Recuerdo, en los años universitarios, la admiración y el asombro que nos producía el nombre y la flaca figura de don Pére Casaldáliga. Catalán (había nacido en el pueblito de Balsareny, que debe pronunciarse con una ñ” al final) durante los gélidos años del franquismo, y decidió salir de esa foto permanentemente en grises para trasladarse a su antítesis: al calor tropical y a los verdes polifacéticos de la Amazonia brasileña.
Aunque su movimiento (un poco de huida, un poco de exilio, un poco de viaje misional) no estaba motivado por colores, sino por la decisión vital de dedicarse, a partir de ese momento, a los más pobres y desclasados de este rincón del mundo: los indios. Eran los años 60 y el mundo vivía esos movimientos tectónicos de la Revolución cubana, del rock de Woodstock y del Mayo Francés; pero el delgadísimo Pére, que había ingresado al sacerdocio con los claretianos, topó en Brasil con una reacción que iba a contramano del mundo: el golpe militar y la dictadura que se instaló en 1964 y que rigió Brasil durante dos décadas. Pére se sacó la sotana claretiana, se calzó unos pantalones bombachos, como cualquier indio, unas ojotas de palma, y se hizo una casita de chabola en Sao Félix de Araguaia, en pleno Mato Grosso.
Y ya nunca más se movió de allí, a pesar de todos los intentos de quitarlo del medio de militares, terratenientes, fascistas, del Vaticano y de los papas. Un par de años después de haber llegado a la selva lo hacían obispo, y con sus calzones sueltos y su gran sombrero de palma estuvo fielmente al frente de las comunidades indígenas matogrossenses hasta el sábado pasado, 8 de agosto, en que el cuerpo le dijo basta y se murió. Tenía 92 jóvenes años. Tal como lo veíamos en aquellos años universitarios, Pére Casaldáliga fue -y estoy convencido de que lo seguirá siendo por mucho tiempo más- una imagen de la iglesia deseable, que podía mostrarse al mundo entero desde este extremo excéntrico del globo que es América: una pastoral que llega a cuestionar las mismas formulaciones teológicas de su tiempo, y que se ancla decididamente en la vida de las comunidades.

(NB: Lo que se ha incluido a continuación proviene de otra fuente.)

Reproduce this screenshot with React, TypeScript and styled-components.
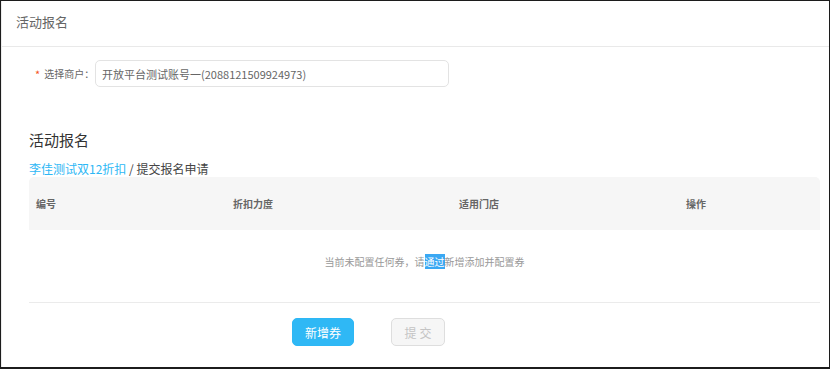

Por ambos elementos el claretiano catalán devenido en brasileño amazónico fue tildado de obispo rojo”, aunque los indios y los pobres prefirieron el calificativo de obispo del pueblo”: otra vez aquí, como tantas veces, se repiten esas visiones diametralmente distantes que los simplistas llaman grieta”. Se enfrentó a los terratenientes, que no dudaron de atentar contra su vida en varias oportunidades (se salvó de la bomba, en 1976, que sí mató a su secretario, el padre Joao Bosco Burnier) y se enfrentó a la iglesia: lo intentaron expulsar en cinco oportunidades, especialmente durante el papado de Juan Pablo II. Se quedó en Araguaia, sin embargo, y colaboró con los obispos que lo sucedieron cuando fue obligado a dejar el mando de la diócesis. Como castigo, Roma se negó a darle la birreta de cardenal, que la merecía antes que tantos otros sotanudos. Pére Casaldáliga siguió inspirando las asociaciones que había ayudado a crear: el Consejo Indigenista Misionero; y la Comisión Pastoral de la Tierra. Hoy son ellas el último frente de resistencia ante la embestida de Bolsonaro, y el regalo que el obispo rojo” les lega a los más pobres de esas tierras.